Londyn 2012. Siatkówka. Złota pogoń Rosjan

Rosja pokonała Brazylię 3:2 (19:25, 20:25, 29:27, 25:22, 15:9) w finale turnieju olimpijskiego siatkarzy. Rosjanie przegrali dwie pierwsze partie, a w trzeciej obronili dwie piłki meczowe.

Brazylijczycy dominowali w pierwszych dwóch partiach i gdy w trzeciej dwukrotnie stanęli przed szansą wygrania meczu, Rosjanie przebudzili się z letargu.

Tie-break był już jednostronnym widowiskiem, a Rosjanie prowadzili niemal od samego początku. Do niecodziennej sytuacji doszło w samej końcówce, gdy Rosjanie zaczęli świętować triumf po drugiej piłce meczowej, ale po kilkunastu sekundach arbiter przyznał punkt rywalom. Okazało się, że jeden z Rosjan zbyt wcześnie wylądował na drugiej stronie siatki.

Trener Rosjan wziął czas, a jego podopieczni wykorzystali trzecią piłkę mistrzowską. Skutecznym atakiem popisał się Muserskij.

Najlepszym zawodnikiem spotkania był bez wątpienia właśnie Dmitrij Muserskij - zdobywca 31 punktów. Po stronie "Canarinhos" najskuteczniejszy był Wallace (27).

Brązowy medal zdobyli Włosi, którzy pokonali Bułgarów 3:1 (25:19, 23:25, 25:22, 25:21).
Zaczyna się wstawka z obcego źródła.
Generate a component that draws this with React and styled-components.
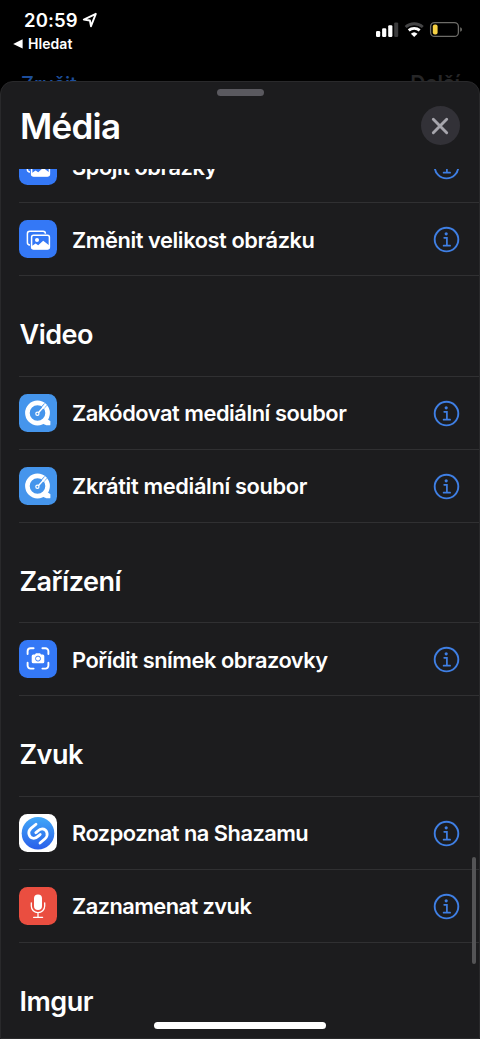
import React from 'react'
import styled, { createGlobalStyle } from 'styled-components'

const GlobalStyle = createGlobalStyle`
    html, body {
        margin: 0;
        padding: 0;
        background: #000;
        overflow: hidden;
    }
    * {
        box-sizing: border-box;
    }
`

const sections = [
    {
        rows: [
            { label: 'Spojit obrázky', icon: 'photos', spacing: '-0.45px' },
            { label: 'Změnit velikost obrázku', icon: 'photos', spacing: '-0.41px' },
        ],
    },
    {
        title: 'Video',
        rows: [
            { label: 'Zakódovat mediální soubor', icon: 'quicktime', spacing: '-0.44px' },
            { label: 'Zkrátit mediální soubor', icon: 'quicktime', spacing: '-0.34px' },
        ],
    },
    {
        title: 'Zařízení',
        rows: [{ label: 'Pořídit snímek obrazovky', icon: 'screenshot', spacing: '-0.45px' }],
    },
    {
        title: 'Zvuk',
        rows: [
            { label: 'Rozpoznat na Shazamu', icon: 'shazam', spacing: '-0.5px' },
            { label: 'Zaznamenat zvuk', icon: 'mic', spacing: '-0.54px' },
        ],
    },
    { title: 'Imgur', rows: [] },
]

const tileColors = {
    photos: '#3478f6',
    quicktime: '#4595ec',
    screenshot: '#3478f6',
    shazam: '#fff',
    mic: '#ea4e40',
}

const PhotosIcon = () => (
    <svg width="38" height="38" viewBox="0 0 38 38" fill="none">
        <rect x="8.4" y="11.3" width="18" height="13.6" rx="2.4" stroke="#fff" strokeWidth="1.5" />
        <rect x="11" y="13.7" width="21" height="17" rx="3.4" fill="#3478f6" />
        <rect x="12.6" y="15.3" width="17.8" height="13.8" rx="2" stroke="#fff" strokeWidth="1.5" />
        <circle cx="18" cy="20" r="2" fill="#fff" />
        <path d="M12.5 26.3 L16.6 23.4 L19.2 25.2 L24.2 20.8 L30.4 25.6 V27.5 A2 2 0 0 1 28.6 29.2 H14.5 A2 2 0 0 1 12.5 27.5 Z" fill="#fff" />
    </svg>
)

const QuickTimeIcon = () => (
    <svg width="38" height="38" viewBox="0 0 38 38" fill="none">
        <circle cx="18.5" cy="19" r="10.1" stroke="#fff" strokeWidth="4.6" />
        <path d="M22 26 L29 25.4 L31.4 27.2 V30.4 A0.9 0.9 0 0 1 30.5 31.3 H27.4 Q24.8 31 22 28 Z" fill="#fff" />
        <path d="M22 15.5 L26.6 10.6" stroke="#4595ec" strokeWidth="3.6" />
        <path d="M19.6 18.5 L24.8 12.8" stroke="#fff" strokeWidth="1.4" strokeLinecap="round" />
        <path d="M24.2 13.4 L26.2 10.9" stroke="#fff" strokeWidth="2.4" strokeLinecap="round" />
        <circle cx="18.4" cy="19.8" r="1.6" stroke="#fff" strokeWidth="1.2" />
    </svg>
)

const ScreenshotIcon = () => (
    <svg width="38" height="38" viewBox="0 0 38 38" fill="none">
        <path
            d="M8.6 14 V11.2 A3 3 0 0 1 11.6 8.2 H14.6 M23.4 8.2 H26.4 A3 3 0 0 1 29.4 11.2 V14 M29.4 22.8 V25.6 A3 3 0 0 1 26.4 28.6 H23.4 M14.6 28.6 H11.6 A3 3 0 0 1 8.6 25.6 V22.8"
            stroke="#fff"
            strokeWidth="1.9"
            strokeLinecap="round"
        />
        <path d="M14.2 14.4 H16 L16.9 13.2 H21.1 L22 14.4 H23.8 A1.5 1.5 0 0 1 25.3 15.9 V21.8 A1.5 1.5 0 0 1 23.8 23.3 H14.2 A1.5 1.5 0 0 1 12.7 21.8 V15.9 A1.5 1.5 0 0 1 14.2 14.4 Z" fill="#fff" />
        <circle cx="19" cy="18.6" r="2.5" stroke="#3478f6" strokeWidth="0.9" />
    </svg>
)

const ShazamIcon = () => (
    <svg width="38" height="38" viewBox="0 0 38 38" fill="none">
        <defs>
            <linearGradient id="shazam" x1="0" y1="0" x2="0" y2="1">
                <stop offset="0" stopColor="#42a8f8" />
                <stop offset="1" stopColor="#2a5fea" />
            </linearGradient>
        </defs>
        <circle cx="19" cy="19.2" r="16.3" fill="url(#shazam)" />
        <g stroke="#fff" strokeWidth="2.8" strokeLinecap="round">
            <path d="M17 10.2 L12 14.4 C8 18 10 24.3 14.8 24.3 C17.4 24.3 19 22.3 21.2 20.5" />
            <path d="M21 29 L26 24.8 C30 21.2 28 14.9 23.2 14.9 C20.6 14.9 19 16.9 16.8 18.7" />
        </g>
    </svg>
)

const MicIcon = () => (
    <svg width="38" height="38" viewBox="0 0 38 38" fill="none">
        <rect x="15" y="7.4" width="8" height="15.6" rx="4" fill="#fff" />
        <path d="M12.3 15.8 V19 A6.7 6.7 0 0 0 25.7 19 V15.8 M19 26 V30 M14.6 30.3 H23.6" stroke="#fff" strokeWidth="1.3" strokeLinecap="round" />
    </svg>
)

const icons = {
    photos: PhotosIcon,
    quicktime: QuickTimeIcon,
    screenshot: ScreenshotIcon,
    shazam: ShazamIcon,
    mic: MicIcon,
}

const InfoIcon = () => (
    <svg width="28" height="28" viewBox="0 0 28 28" fill="none">
        <circle cx="13.5" cy="14.6" r="11.8" stroke="#3f7fe4" strokeWidth="1.9" />
        <circle cx="13.2" cy="8.8" r="1.6" fill="#3f7fe4" />
        <path d="M11.2 12.8 H13.9 V20.6 M10.6 20.7 H17.1" stroke="#3f7fe4" strokeWidth="1.7" strokeLinecap="round" />
    </svg>
)

const StatusIcons = () => (
    <svg width="90" height="18" viewBox="0 0 90 18" fill="none">
        <rect x="2" y="11" width="4.2" height="6" rx="1.2" fill="#fff" />
        <rect x="8.1" y="8.2" width="4.2" height="8.8" rx="1.2" fill="#fff" />
        <rect x="14.2" y="5.2" width="4.2" height="11.8" rx="1.2" fill="#fff" />
        <rect x="20.2" y="2.4" width="4" height="14.6" rx="1.2" fill="#3b3b3c" />
        <path d="M31.6 7 A13 13 0 0 1 48.8 7" stroke="#454546" strokeWidth="2.8" />
        <path d="M34.7 10.4 A8.6 8.6 0 0 1 45.7 10.4" stroke="#fff" strokeWidth="2.8" />
        <path d="M40.2 17 L36.9 13.7 A4.8 4.8 0 0 1 43.5 13.7 Z" fill="#fff" />
        <rect x="56.6" y="2.6" width="27.8" height="13.8" rx="4" stroke="#6d6c68" strokeWidth="1.3" />
        <rect x="58.8" y="4.6" width="4.8" height="9.8" rx="2" fill="#f6d143" />
        <path d="M86.2 7.2 Q88 7.8 88 9.4 Q88 11.1 86.2 11.8 Z" fill="#6d6c68" />
    </svg>
)

const App = () => {
    return (
        <Phone>
            <GlobalStyle />
            <StatusBar>
                <StatusLeft>
                    <TimeLine>
                        20:59
                        <svg width="16" height="16" viewBox="0 0 16 16" fill="none">
                            <path d="M13.8 1.8 L1.8 7.6 L7.9 8.5 L9 14.2 Z" stroke="#fff" strokeWidth="1.9" strokeLinejoin="round" />
                        </svg>
                    </TimeLine>
                    <BackLine>
                        <svg width="10" height="10" viewBox="0 0 10 10">
                            <path d="M9.6 0.3 V9.5 L0.2 4.9 Z" fill="#fff" />
                        </svg>
                        Hledat
                    </BackLine>
                </StatusLeft>
                <StatusIcons />
            </StatusBar>
            <NavPeek>
                <NavText $color="#1d4e9b">Zrušit</NavText>
                <NavText $color="#262627" $bold>Další</NavText>
            </NavPeek>
            <Sheet>
                <Grabber />
                <SheetHeader>
                    <SheetTitle>Média</SheetTitle>
                    <CloseButton>
                        <svg width="18" height="18" viewBox="0 0 18 18">
                            <path d="M2.3 2.3 L15.7 15.7 M15.7 2.3 L2.3 15.7" stroke="#a6a5ac" strokeWidth="2.9" strokeLinecap="round" />
                        </svg>
                    </CloseButton>
                </SheetHeader>
                <ScrollArea>
                    <List>
                        {sections.map((section, i) => (
                            <section key={i}>
                                {section.title && <SectionTitle>{section.title}</SectionTitle>}
                                {section.rows.map((row) => {
                                    const Icon = icons[row.icon]
                                    return (
                                        <Row key={row.label}>
                                            <IconTile $color={tileColors[row.icon]}>
                                                <Icon />
                                            </IconTile>
                                            <RowLabel $spacing={row.spacing}>{row.label}</RowLabel>
                                            <InfoIcon />
                                        </Row>
                                    )
                                })}
                            </section>
                        ))}
                    </List>
                    <ScrollThumb />
                </ScrollArea>
                <HomeIndicator />
            </Sheet>
        </Phone>
    )
}

export default App

const Phone = styled.div`
    display: flex;
    flex-direction: column;
    width: 480px;
    height: 1039px;
    overflow: hidden;
    background: #000;
    color: #fff;
    font-family: Inter, "Liberation Sans", sans-serif;
`

const StatusBar = styled.header`
    display: flex;
    justify-content: space-between;
    height: 71px;
    flex-shrink: 0;
    padding: 9px 16px 0 13px;

    > svg {
        margin-top: 11px;
    }
`

const StatusLeft = styled.div`
    display: flex;
    flex-direction: column;
`

const TimeLine = styled.div`
    display: flex;
    align-items: center;
    gap: 4px;
    height: 22px;
    padding-left: 11px;
    font-size: 18.5px;
    font-weight: 600;
    line-height: 22px;
    letter-spacing: 0.1px;
`

const BackLine = styled.div`
    display: flex;
    align-items: center;
    gap: 5px;
    height: 18px;
    margin-top: 4px;
    font-size: 14px;
    font-weight: 600;
    line-height: 18px;
    letter-spacing: 0.05px;
`

const NavPeek = styled.nav`
    display: flex;
    justify-content: space-between;
    height: 10px;
    flex-shrink: 0;
    padding: 0 20px 0 21px;
    overflow: hidden;
`

const NavText = styled.span`
    color: ${({ $color }) => $color};
    font-size: ${({ $bold }) => ($bold ? '21px' : '20.3px')};
    font-weight: ${({ $bold }) => ($bold ? 600 : 500)};
    line-height: 26px;
`

const Sheet = styled.main`
    display: flex;
    flex-direction: column;
    position: relative;
    flex: 1;
    min-height: 0;
    background: #1c1c1e;
    border: 1px solid #29292b;
    border-radius: 13px 13px 0 0;
`

const Grabber = styled.div`
    width: 47px;
    height: 7px;
    margin: 7px auto 0;
    flex-shrink: 0;
    border-radius: 4px;
    background: #5a595f;
`

const SheetHeader = styled.div`
    display: flex;
    align-items: center;
    justify-content: space-between;
    height: 73px;
    flex-shrink: 0;
    padding: 0 19.5px 14px 19px;
`

const SheetTitle = styled.h1`
    margin: 0;
    font-size: 35px;
    font-weight: 600;
    line-height: 42px;
    letter-spacing: -0.75px;
`

const CloseButton = styled.button`
    display: flex;
    align-items: center;
    justify-content: center;
    width: 39px;
    height: 39px;
    padding: 0;
    border: none;
    border-radius: 50%;
    background: #323137;
`

const ScrollArea = styled.div`
    position: relative;
    flex: 1;
    min-height: 0;
    overflow: hidden;
`

const List = styled.div`
    margin-top: -39px;
    padding-left: 18px;
`

const SectionTitle = styled.h2`
    display: flex;
    align-items: center;
    height: 100.67px;
    margin: 0;
    padding: 18.5px 0 0 0.5px;
    border-bottom: 1px solid #303032;
    font-size: 27px;
    font-weight: 600;
    line-height: 34px;
    letter-spacing: -0.5px;
`

const Row = styled.div`
    display: flex;
    align-items: center;
    height: 73px;
    padding-right: 18px;
    border-bottom: 1px solid #303032;
`

const IconTile = styled.div`
    width: 38px;
    height: 38px;
    flex-shrink: 0;
    border-radius: 8.5px;
    overflow: hidden;
    background: ${({ $color }) => $color};
`

const RowLabel = styled.span`
    flex: 1;
    margin: 1px 0 0 15px;
    font-size: 21.8px;
    font-weight: 600;
    line-height: 28px;
    white-space: nowrap;
    letter-spacing: ${({ $spacing }) => $spacing};
`

const ScrollThumb = styled.div`
    position: absolute;
    top: 688px;
    right: 3px;
    width: 4px;
    height: 107px;
    border-radius: 2px;
    background: #545456;
`

const HomeIndicator = styled.div`
    position: absolute;
    bottom: 9px;
    left: 153px;
    width: 172px;
    height: 7px;
    border-radius: 4px;
    background: #fff;
`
Cztery lata temu Brazylijczycy sięgnęli po srebro, w decydującym spotkaniu przegrywając z USA. Rosjanie w dwóch ostatnich igrzyskach kończyła rywalizację na najniższym stopniu podium. Złoto wygrali po raz ostatni w 1980 roku w Moskwie, wówczas jeszcze jako reprezentacja ZSRR.